Vertical alignment through CSS 2D Transforms is useful for centering bodies of text and images within their element on a one-off basis. It has good browser support and is precise. However, it can be less useful when centering multiple layers of content. It also relies on the use ofposition: relative; which may not be how you were planning to position the element. In the Plunker example, I’ve used pixel margin values to center the box, then I’ve used the TranslateY method to center the text within the box.

Support: Most modern browsers. IE9 requires the ms- prefix. No Opera Mini.


CSS TranslateY Vertical Alignment

3. CSS3 Flexbox

.parent {
  display: flex;
.child {
  margin: auto;

CSS3 Flexboxes are very powerful layout tools, in particular for responsive design. The example here shows how simple both horizontal and vertical alignment can be using them. With 2 lines of CSS, one in the parent element and one in the child, you can align on both axes. In the example below you can see multiple layers of alignment as the text is aligned within each box by the same manner the boxes are within the container, making them one of the most efficient alignment mechanisms. Unfortunately, support is the big problem. Older versions of Internet Explorer do not support Flexboxes at all and even IE11 only has partial support. This means when designing enterprise applications that are aimed at an expansive and inclusive audience, Flexboxes have to be avoided.

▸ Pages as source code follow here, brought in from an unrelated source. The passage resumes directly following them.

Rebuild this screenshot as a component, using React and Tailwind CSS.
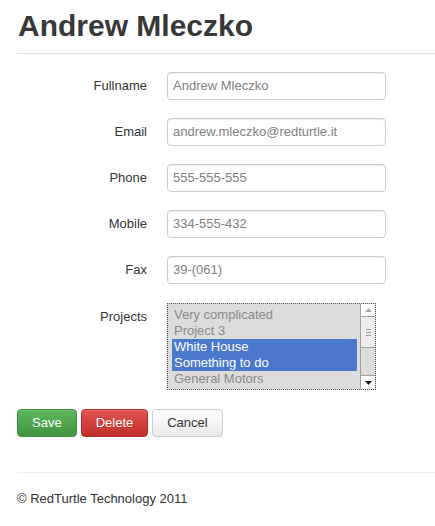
const fields = [
  { label: 'Fullname', value: 'Andrew Mleczko' },
  { label: 'Email', value: 'andrew.mleczko@redturtle.it' },
  { label: 'Phone', value: '555-555-555' },
  { label: 'Mobile', value: '334-555-432' },
  { label: 'Fax', value: '39-(061)' },
]

const projects = [
  { name: 'Very complicated', selected: false },
  { name: 'Project 3', selected: false },
  { name: 'White House', selected: true },
  { name: 'Something to do', selected: true },
  { name: 'General Motors', selected: false },
]

function ProjectList() {
  return (
    <div className="flex w-[209px] h-[87px] border border-dotted border-[#555] bg-[#dcdcdc]">
      <div className="flex-1 pl-[4px] pr-[3px] pt-[3px] overflow-hidden">
        {projects.map((p) => (
          <div
            key={p.name}
            className={`h-[16px] leading-[16px] px-[2px] text-[13px] whitespace-nowrap ${
              p.selected ? 'bg-[#4a78cc] text-white' : 'text-[#8a8a8a]'
            }`}
          >
            {p.name}
          </div>
        ))}
      </div>
      <div className="w-[15px] flex flex-col border-l border-[#a0a0a0] bg-[#dcdcdc]">
        <div className="h-[13px] bg-white border-b border-[#a0a0a0] flex items-center justify-center">
          <svg width="7" height="4" viewBox="0 0 7 4">
            <path d="M0 4 L3.5 0 L7 4 Z" fill="#a8a8a8" />
          </svg>
        </div>
        <div className="h-[31px] bg-[#eeeeee] border-b border-[#a0a0a0] flex flex-col items-center justify-center gap-[2px]">
          <div className="w-[5px] h-px bg-[#999]" />
          <div className="w-[5px] h-px bg-[#999]" />
          <div className="w-[5px] h-px bg-[#999]" />
        </div>
        <div className="flex-1" />
        <div className="h-[14px] bg-white border-t border-[#a0a0a0] flex items-center justify-center">
          <svg width="7" height="4" viewBox="0 0 7 4">
            <path d="M0 0 L7 0 L3.5 4 Z" fill="#111" />
          </svg>
        </div>
      </div>
    </div>
  )
}

export default function App() {
  return (
    <div className="min-h-[526px] bg-white pl-[17px] text-[#333] font-['Liberation_Sans',Arial,sans-serif] text-[13px]">
      <h1 className="pt-[9px] pb-[11px] pl-px text-[30px] leading-[33px] font-bold text-[#383838]">
        Andrew Mleczko
      </h1>
      <div className="h-px bg-[#dedede]" />

      <div className="pt-[18px] flex flex-col gap-[18px]">
        {fields.map((f) => (
          <div key={f.label} className="flex gap-[20px]">
            <div className="w-[130px] h-[28px] flex items-center justify-end">{f.label}</div>
            <div className="w-[219px] h-[28px] border border-[#cccccc] rounded-[4px] shadow-[inset_0_1px_1px_rgba(0,0,0,0.075)] px-[5px] flex items-center text-[#808080]">
              {f.value}
            </div>
          </div>
        ))}
        <div className="flex gap-[20px] pt-px">
          <div className="w-[130px] h-[28px] flex items-center justify-end">Projects</div>
          <ProjectList />
        </div>
      </div>

      <div className="flex gap-[4px] pt-[19px]">
        <button className="h-[28px] px-[14px] rounded-[4px] border border-[#3e8f3e] bg-gradient-to-b from-[#5cb85c] to-[#419641] text-white text-[13px] shadow-[inset_0_1px_0_rgba(255,255,255,0.15)]">
          Save
        </button>
        <button className="h-[28px] px-[14px] rounded-[4px] border border-[#b92c28] bg-gradient-to-b from-[#e0534f] to-[#c12e2a] text-white text-[13px] shadow-[inset_0_1px_0_rgba(255,255,255,0.15)]">
          Delete
        </button>
        <button className="h-[28px] px-[14px] rounded-[4px] border border-[#cccccc] bg-gradient-to-b from-white to-[#e8e8e8] text-[#333] text-[13px]">
          Cancel
        </button>
      </div>

      <div className="h-px bg-[#eeeeee] mt-[35px]" />
      <p className="pt-[17px] leading-[18px]">© RedTurtle Technology 2011</p>
    </div>
  )
}
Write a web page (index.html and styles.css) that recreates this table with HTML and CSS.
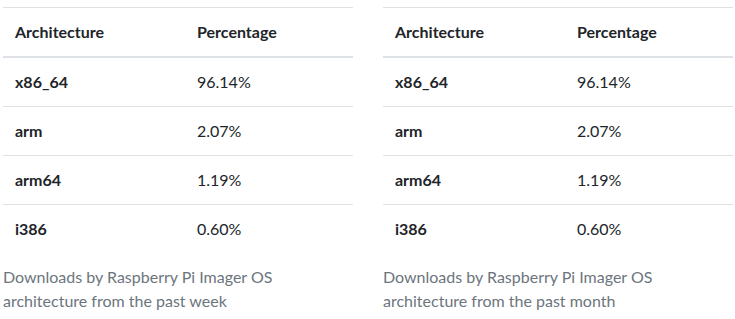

Support: Not supported by IE8 or IE9 at all and only partial support in IE10 and 11. Supported by most other browsers.


CSS Flexbox vertical align

4. Margin Measurement

.parent {
  height: 300px
.child {
  height: 200px;
  margin-top: 50px;

When other options don’t cut it, or if you need universal browser support, then setting margin values yourself to align exactly how you mathematically specify is the best solution. In our example, the parent container is 300px in height and the element to be positioned is 200px, giving 100px left over vertical space (as there’s no borders/padding). As we want equal top and bottom margins, then they should be 100 / 2, which is 50px. So by assigning a margin-top of 50px, this content is vertically centered. For responsive design, % values or ‘ems’ should be used rather than pixels. This approach allows for fine-tuning, which you’ll want if you’re working with a design that’s intended to be pixel perfect. Generally this approach works best if the centered content is not going to change in size relative to its container. If you’re working with paragraphs of text of any length, this is a problem. Also, on a larger site with many different pages and containers, doing the measurement math can be time consuming when there are alternatives that will align the content without any measurements required.

Support: All browsers


Vertical Align with manual margin entry

What to choose?

CSS3 Flexboxes are an excellent all around tool for responsive app design and because they make vertical alignment simple, they would be my first recommendation. However, if Internet Explorer support is integral to your app, then you’ll have to choose a different option. In that circumstance, your choice should depend on the following question: Is the size of my content going to change proportional to its container? If the answer is no, then you should just set vertical margin sizes as that has excellent browser support and wont require changing display or position properties. If the answer is yes, then you’ll want to choose either the 2D Transform method or the display table method. Which of those you choose should be dependent on the parent element and whether or not using table display properties or position relative works in the context of your application.